Главная краска актера, с легкостью сменяющего гримасы и маски, – отвращение, которое он вызывает надменностью своего героя, ненавистью к людям, даже его «сотворившим». Бабка, что зачала его мать на картофельном поле, спрятав поляка-беглеца под крестьянскими юбками. Мать, которую Оскар обожает, но и презирает за мягкость и беспорядочное поведение – ведь она родила и растит его с двумя отцами. Легкомысленным поляком и немцем-мещанином. Продавец игрушек, что делает его любимую вещь – жестяной барабан с красно-белыми язычками. Нико Холоники беспощадно давит их податливую жесть ботинками, и к финалу на сцене – целое кладбище барабанов, так же как на пути героя – вереница трупов близких людей, в которых он нуждался человечески, но и одновременно презирал, ощущая себя сверхчеловеком, равным младенцу Христу на руках Богоматери.

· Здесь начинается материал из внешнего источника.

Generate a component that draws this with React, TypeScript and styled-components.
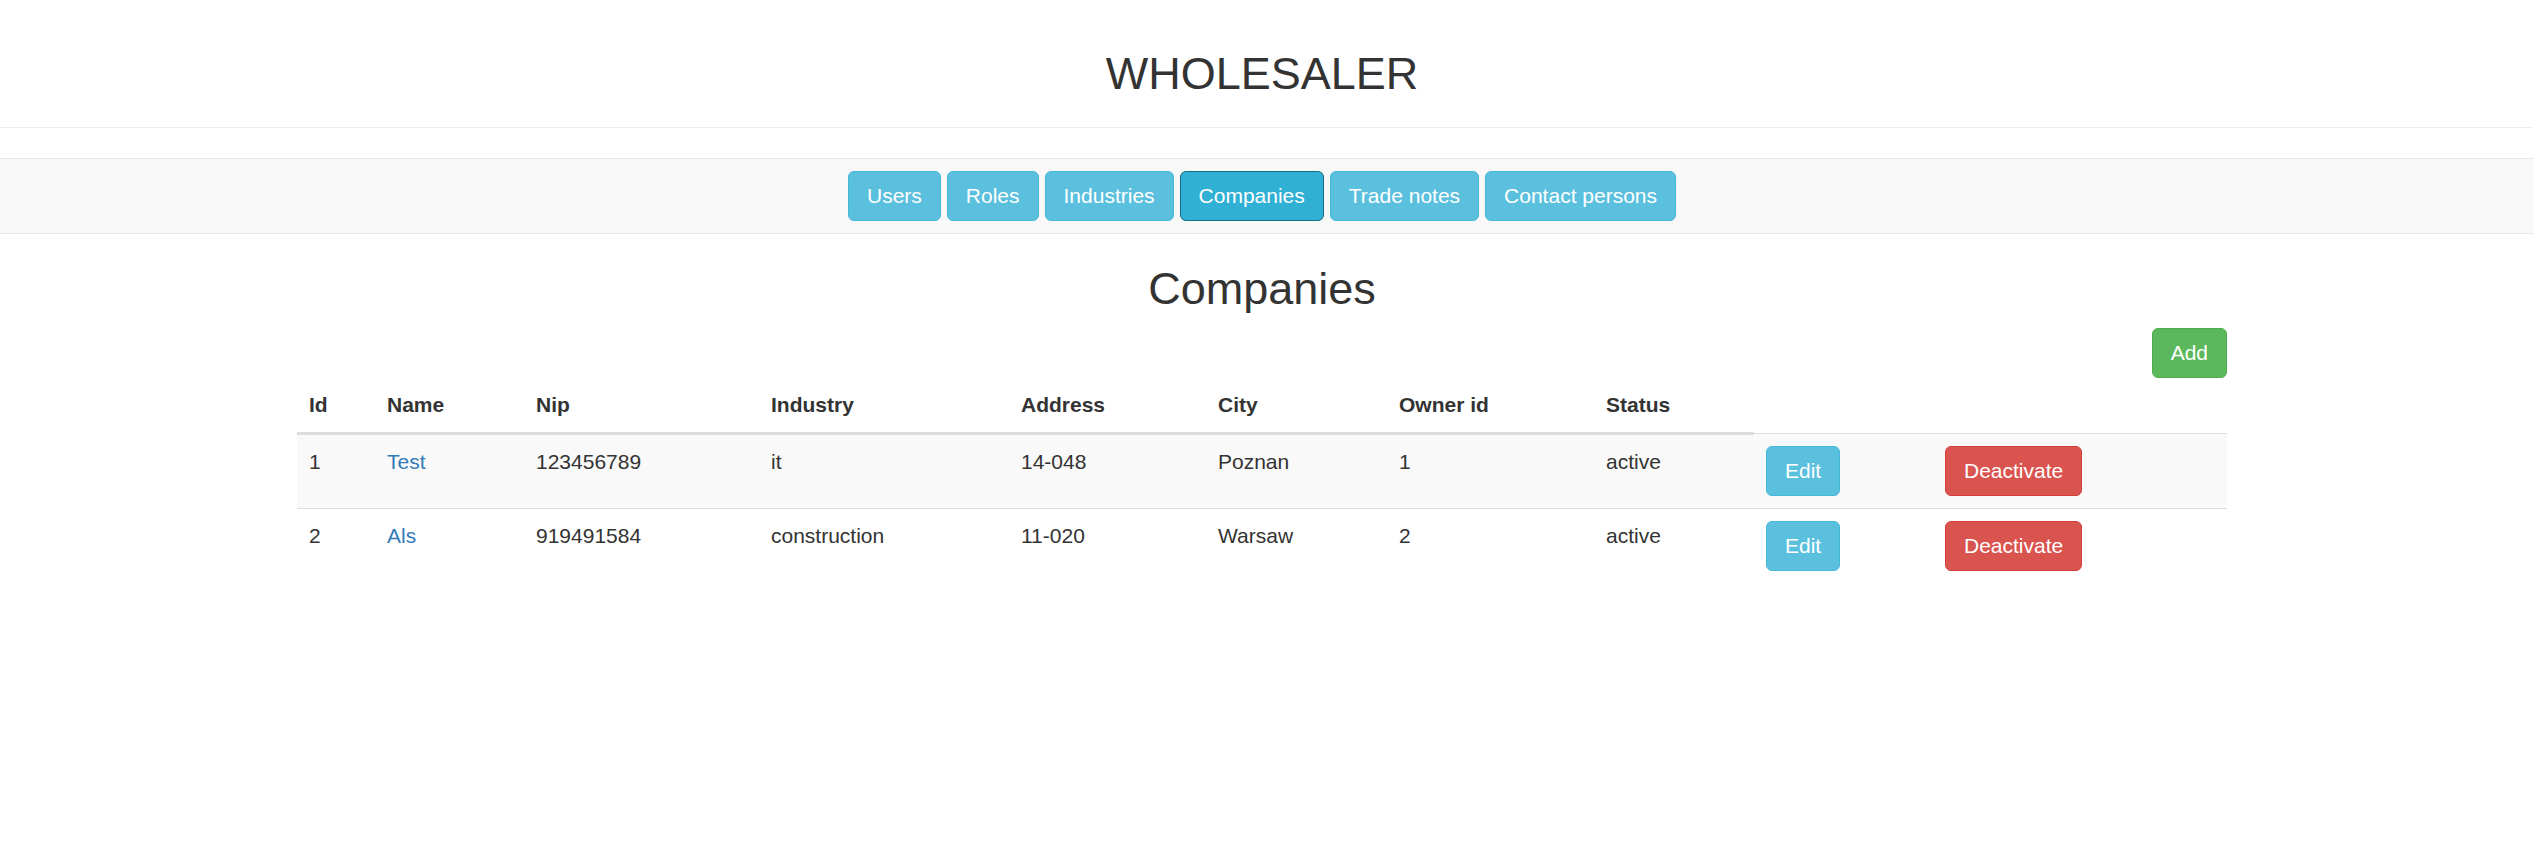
import React from "react";
import styled, { createGlobalStyle } from "styled-components";

const GlobalStyle = createGlobalStyle`
  html, body {
    margin: 0;
    padding: 0;
    background: #ffffff;
  }
  body {
    font-family: "Liberation Sans", Arial, Helvetica, sans-serif;
    font-size: 21px;
    line-height: 30px;
    color: #333333;
  }
  *, *::before, *::after {
    box-sizing: border-box;
  }
`;

const Header = styled.header`
  padding: 49px 9px 28px 0;
  border-bottom: 1px solid #eeeeee;
  text-align: center;
`;

const Title = styled.h1`
  margin: 0;
  font-size: 45px;
  line-height: 49.5px;
  font-weight: 400;
  color: #333333;
`;

const Navbar = styled.nav`
  margin-top: 30px;
  background: #f8f8f8;
  border-top: 1px solid #e7e7e7;
  border-bottom: 1px solid #e7e7e7;
  padding: 12px 9px 12px 0;
  display: flex;
  justify-content: center;
  gap: 6px;
`;

type Variant = "info" | "infoActive" | "danger" | "success";

const variants: Record<Variant, { bg: string; border: string }> = {
  info: { bg: "#5bc0de", border: "#46b8da" },
  infoActive: { bg: "#31b0d5", border: "#1b6d85" },
  danger: { bg: "#d9534f", border: "#d43f3a" },
  success: { bg: "#5cb85c", border: "#4cae4c" },
};

const Button = styled.button<{ $variant: Variant }>`
  display: inline-block;
  margin: 0;
  padding: 9px 18px;
  font-family: inherit;
  font-size: 21px;
  line-height: 30px;
  font-weight: 400;
  color: #ffffff;
  white-space: nowrap;
  border-radius: 6px;
  border: 1px solid ${(p) => variants[p.$variant].border};
  background: ${(p) => variants[p.$variant].bg};
  cursor: pointer;
`;

const Content = styled.div`
  padding-right: 9px;
`;

const Main = styled.main`
  width: 1930px;
  margin: 0 auto;
`;

const SectionTitle = styled.h2`
  margin: 30px 0 15px;
  font-size: 45px;
  line-height: 49.5px;
  font-weight: 400;
  text-align: center;
  color: #333333;
`;

const Toolbar = styled.div`
  display: flex;
  justify-content: flex-end;
`;

const Table = styled.table`
  width: 100%;
  border-collapse: collapse;
  border-spacing: 0;
  table-layout: fixed;
`;

const Th = styled.th`
  text-align: left;
  font-weight: 700;
  padding: 12px;
  line-height: 30px;
  vertical-align: bottom;
  border-bottom: 3px solid #dddddd;
`;

const Row = styled.tr<{ $striped: boolean }>`
  background: ${(p) => (p.$striped ? "#f9f9f9" : "transparent")};
`;

const Td = styled.td`
  padding: 12px;
  line-height: 30px;
  vertical-align: top;
  border-top: 1px solid #dddddd;
`;

const NameLink = styled.a`
  color: #337ab7;
  text-decoration: none;
`;

const navItems = ["Users", "Roles", "Industries", "Companies", "Trade notes", "Contact persons"];

const columns = [
  { label: "Id", width: 78 },
  { label: "Name", width: 149 },
  { label: "Nip", width: 235 },
  { label: "Industry", width: 250 },
  { label: "Address", width: 197 },
  { label: "City", width: 181 },
  { label: "Owner id", width: 207 },
  { label: "Status", width: 160 },
];

const companies = [
  { id: 1, name: "Test", nip: "123456789", industry: "it", address: "14-048", city: "Poznan", owner: 1, status: "active" },
  { id: 2, name: "Als", nip: "919491584", industry: "construction", address: "11-020", city: "Warsaw", owner: 2, status: "active" },
];

export default function App() {
  return (
    <>
      <GlobalStyle />
      <Header>
        <Title>WHOLESALER</Title>
      </Header>
      <Navbar>
        {navItems.map((item) => (
          <Button key={item} $variant={item === "Companies" ? "infoActive" : "info"}>
            {item}
          </Button>
        ))}
      </Navbar>
      <Content>
        <Main>
          <SectionTitle>Companies</SectionTitle>
          <Toolbar>
            <Button $variant="success">Add</Button>
          </Toolbar>
          <Table>
            <colgroup>
              {columns.map((c) => (
                <col key={c.label} style={{ width: c.width }} />
              ))}
              <col style={{ width: 179 }} />
              <col style={{ width: 294 }} />
            </colgroup>
            <thead>
              <tr>
                {columns.map((c) => (
                  <Th key={c.label}>{c.label}</Th>
                ))}
              </tr>
            </thead>
            <tbody>
              {companies.map((c, i) => (
                <Row key={c.id} $striped={i % 2 === 0}>
                  <Td>{c.id}</Td>
                  <Td>
                    <NameLink href="#">{c.name}</NameLink>
                  </Td>
                  <Td>{c.nip}</Td>
                  <Td>{c.industry}</Td>
                  <Td>{c.address}</Td>
                  <Td>{c.city}</Td>
                  <Td>{c.owner}</Td>
                  <Td>{c.status}</Td>
                  <Td>
                    <Button $variant="info">Edit</Button>
                  </Td>
                  <Td>
                    <Button $variant="danger">Deactivate</Button>
                  </Td>
                </Row>
              ))}
            </tbody>
          </Table>
        </Main>
      </Content>
    </>
  );
}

Его усиленные голубыми линзами глаза с «жаждой власти», подсвеченные нижними софитами, создают монструозное впечатление, а вкупе с гладко зализанным пробором – очень конкретный портрет исторической личности со вскинутой над головой рукой. Существование Холоники – на острой грани гротеска и предельного натурализма: актер буквально «играет» языком, постоянно высовывая его изо рта и дразня воображаемых собеседников (как ребенок – мужчина – животное), пуская обильную слюну в шипучий порошок на ладони перед глазами затаившихся зрителей (в рассказе о половом акте). Словно дьявол в обличье змия. Он бьется в юношеском сексуальном экстазе, дергая ногами и закрывая ладонями лицо, но для него это несравнимо с тем высшим чувством удовлетворения, когда он берется за барабанные палочки, или тем, как в детстве он наслаждался реакцией на свои разрушительные способности – разбивать криком любое стекло.
Актер каждую минуту дает зрителю ужаснуться дьявольскому чувству превосходства своего парадоксального героя и в то же время через смех отпустить страх травмы прошлого и вызвать жалость к этому нелепому, несчастному, по сути, существу, которое нарушило все мыслимые заповеди (христианская символика в монологе Холоники звучит еще ярче, чем со страниц романа) – как бы нечаянно, бессознательно.
Выверенное чередование трагических эпизодов – «хрустальная ночь» еврейского погрома, когда Оскар, будучи ментально на стороне штурмовиков, глубоко сочувствует хозяину разоренной лавочки, похороны матери, самого дорогого ему человека (тут природно бесчувственный тиран на секунду сбрасывает свою броню и актер заставляет героя плакать по-настоящему), – с комическими дает исполнителю невероятную широту эмоционального диапазона. Отдельные «номера» актер выкидывал, когда при смехе зрителей задирал голову на субтитры, как бы недоумевая: что там смешного печатают? А после спектакля Нико Холоники признался, что очень волновался играть эту историю в России, тем более что реплики русских, которые приходят брать Берлин в 1945-м, он говорит всегда сам почти без акцента.
Отличительная черта театра «Берлинер Ансамбль», основанного Брехтом, – минимализм средств. И несмотря на то что спектакль действует на зрителя не рационально, а как раз через эмоции, взрывную экспрессию и смелость (артикулирование табуированных тем при всей их условной режиссерской подаче на сцене), актер сочетает с холодной сдержанностью, что рождает впечатление документальности при всей избыточной метафоричности Гюнтера Грасса.